Discussion. The United States Constitution protects defendants in criminal cases against the use of their involuntary statements as evidence against them. Miranda v. Arizona, 384 U.S. at 467-479. See Commonwealth v. Murray, 359 Mass. 541, 545-546 (1971).

In reviewing the defendant’s motion to suppress, we must first decide whether Miranda warnings were required under the circumstances. If they were required but not given, the decision of the judge must stand. Second, even if such warnings were not necessary, the court must consider whether the defendant’s statements were voluntarily made, without intimidation or coercion. See Commonwealth v. Tavares, 385 Mass. 140, 145, cert. denied, 457 U.S. 1137 (1982); Commonwealth v. Williams, 388 Mass. 846, 850-856 (1983); Commonwealth v. Koney, 421 Mass. 295, 304-305 (1995) (despite defendant’s intoxication, statements were product of a “rational mind”).

Miranda warnings are required when a person is subject to custodial interrogation, that is, when a person has been questioned by law enforcement officers after being taken into custody or otherwise deprived of his freedom of action in a significant way. See, e.g., Miranda, 384 U.S. at 444; New York v. Quarles, 467 U.S. 649, 654 (1984); Commonwealth v. Bryant, 390 Mass. 729, 736-737 (1984). Here, there is no issue as to whether the defendant was subject to interrogation; the issue is whether the defendant was in custody.
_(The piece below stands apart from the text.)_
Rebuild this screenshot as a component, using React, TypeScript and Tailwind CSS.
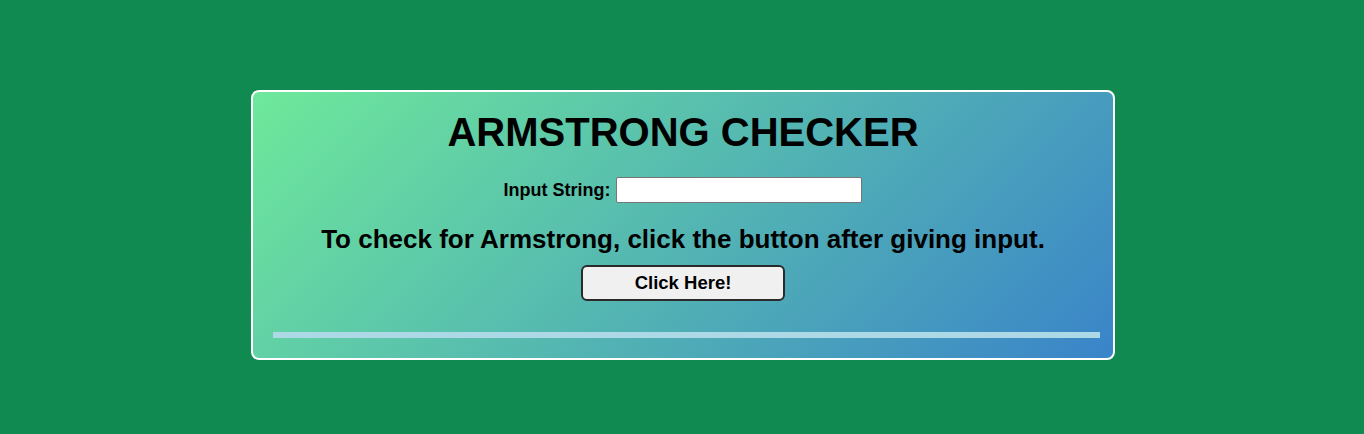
export default function App() {
  return (
    <div
      className="w-full h-[434px] bg-[#118a51] pt-[90px] pl-[2px]"
      style={{ fontFamily: '"Liberation Sans", Arial, sans-serif' }}
    >
      <div className="mx-auto w-[864px] h-[270px] rounded-[8px] border-2 border-white bg-[linear-gradient(135deg,#6ee99a,#3a84c9)] pt-[17px] pb-[20px] flex flex-col text-black">
        <h1 className="text-center text-[40px] leading-[46px] font-bold">ARMSTRONG CHECKER</h1>
        <div className="mt-[22px] flex items-center justify-center gap-[6px]">
          <label className="text-[18px] leading-[21px] font-bold">Input String:</label>
          <input
            type="text"
            className="w-[246px] h-[26px] bg-white border border-[#767676] rounded-[2px] px-1 text-[16px] outline-none"
          />
        </div>
        <p className="mt-[21px] text-center text-[26px] leading-[30px] font-bold">
          To check for Armstrong, click the button after giving input.
        </p>
        <div className="mt-[11px] flex justify-center">
          <button className="w-[204px] h-[36px] bg-[#f0f0f0] border-2 border-[#2a2a2a] rounded-[6px] text-[18.5px] leading-[22px] font-bold text-black">
            Click Here!
          </button>
        </div>
        <div className="mt-[31px] ml-[20px] w-[827px] h-[6px] bg-[#add8e6]" />
      </div>
    </div>
  );
}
“By custodial interrogation, we mean questioning initiated by law enforcement officers after a person has been taken into custody or otherwise deprived of his freedom of action in any significant way.” Miranda, 384 U.S. at 444. “[T]he safeguards prescribed by Miranda become applicable as soon as a suspect’s freedom of action is curtailed to a ‘degree associated with formal arrest.’ ” Berkemer v. McCarty, 468 U.S. 420, 440 (1984), [151]*151quoting from California v. Beheler, 463 U.S. 1121, 1125 (1983). The defendant has the burden of proving that interrogation was custodial. Commonwealth v. Larkin, 429 Mass. 426, 432 (1999). The test is an objective one: would a reasonable person in the circumstances of the defendant’s interrogation have perceived the environment as coercive? See Stansbury v. California, 511 U.S. 318, 323-325 (1994); Commonwealth v. Kirwan, 448 Mass. 304, 309 (2007).
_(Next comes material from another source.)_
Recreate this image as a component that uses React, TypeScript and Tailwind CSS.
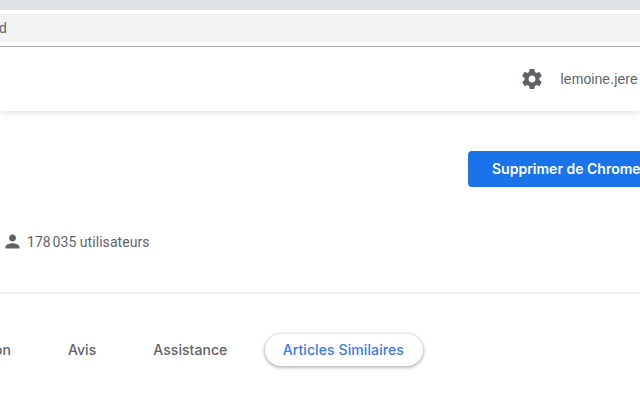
import React from 'react';

const Gear: React.FC = () => (
  <svg viewBox="0 0 24 24" className="h-6 w-6 fill-[#5f6368]">
    <path d="M19.43 12.98c.04-.32.07-.64.07-.98s-.03-.66-.07-.98l2.11-1.65c.19-.15.24-.42.12-.64l-2-3.46c-.12-.22-.39-.3-.61-.22l-2.49 1c-.52-.4-1.08-.73-1.69-.98l-.38-2.65C14.46 2.18 14.25 2 14 2h-4c-.25 0-.46.18-.49.42l-.38 2.65c-.61.25-1.17.59-1.69.98l-2.49-1c-.23-.09-.49 0-.61.22l-2 3.46c-.13.22-.07.49.12.64l2.11 1.65c-.04.32-.07.65-.07.98s.03.66.07.98l-2.11 1.65c-.19.15-.24.42-.12.64l2 3.46c.12.22.39.3.61.22l2.49-1c.52.4 1.08.73 1.69.98l.38 2.65c.03.24.24.42.49.42h4c.25 0 .46-.18.49-.42l.38-2.65c.61-.25 1.17-.59 1.69-.98l2.49 1c.23.09.49 0 .61-.22l2-3.46c.12-.22.07-.49-.12-.64l-2.11-1.65zM12 15.5c-1.93 0-3.5-1.57-3.5-3.5s1.57-3.5 3.5-3.5 3.5 1.57 3.5 3.5-1.57 3.5-3.5 3.5z" />
  </svg>
);

const Person: React.FC = () => (
  <svg viewBox="0 0 24 24" className="h-[21px] w-[21px] shrink-0 fill-[#5f6368]">
    <path d="M12 12c2.21 0 4-1.79 4-4s-1.79-4-4-4-4 1.79-4 4 1.79 4 4 4zm0 2c-2.67 0-8 1.34-8 4v2h16v-2c0-2.66-5.33-4-8-4z" />
  </svg>
);

const App: React.FC = () => {
  return (
    <div className="h-[406px] w-[640px] overflow-hidden bg-white font-['Roboto',sans-serif]">
      <div className="h-[10px] bg-[#dee1e6]" />
      <div className="h-[37px] border-b border-[#b3b3b3] bg-white pt-1">
        <div className="flex h-7 items-center overflow-hidden bg-[#f1f3f4] font-['Liberation_Sans',sans-serif] text-sm text-[#5f6368]">
          <span className="-ml-[1px]">d</span>
        </div>
      </div>

      <header className="relative flex h-[64px] items-center justify-end bg-white shadow-[0_2px_6px_rgba(60,64,67,0.15)]">
        <div className="flex items-center whitespace-nowrap pr-[2px]">
          <Gear />
          <span className="ml-[17px] font-['Liberation_Sans',sans-serif] text-sm tracking-[0.1px] text-[#5f6368]">lemoine.jere</span>
        </div>
      </header>

      <div className="flex h-[183px] flex-col border-b-2 border-[#f1f3f4]">
        <div className="flex justify-end pt-10">
          <button className="h-9 w-[172px] overflow-hidden whitespace-nowrap rounded-l bg-[#1a73e8] pl-6 text-left font-['Inter',sans-serif] text-sm font-semibold text-white">
            Supprimer de Chrome
          </button>
        </div>
        <div className="mt-[44px] flex items-center gap-[4.5px] pl-[1.5px] text-sm tracking-[0.05px] text-[#5f6368]">
          <Person />
          <span>178{'\u202f'}035 utilisateurs</span>
        </div>
      </div>

      <nav className="flex items-center pt-10 font-['Inter',sans-serif] text-sm font-medium tracking-[0.05px] text-[#5f6368]">
        <span className="-ml-[6px]">on</span>
        <span className="ml-[57px]">Avis</span>
        <span className="ml-[57px]">Assistance</span>
        <span className="ml-[38px] flex h-8 w-[158px] items-center justify-center rounded-full bg-white pr-[2px] tracking-[0.1px] text-[#3b78e7] shadow-[0_1px_3px_1px_rgba(60,64,67,0.35)]">
          Articles Similaires
        </span>
      </nav>
    </div>
  );
};

export default App;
Here, the officers had not yet placed the defendant under arrest; thus, we are required to examine the objective circumstances present at the time of the questioning.1 “The crucial question is whether, considering all the circumstances, a reasonable person in the defendant’s position would have believed that he was in custody,” Commonwealth v. Damiano, 422 Mass. 10, 13 (1996), or “whether, from the point of view of the person being questioned, the interrogation took place in a coercive environment.” Commonwealth v. Bryant, 390 Mass. at 736.

While we defer to the motion judge’s subsidiary findings of fact, we conclude that the judge did not apply the correct legal test, because he focused on the officer’s opinion in concluding that the defendant was not free to leave rather than analyzing how the circumstances would have appeared to a reasonably objective person.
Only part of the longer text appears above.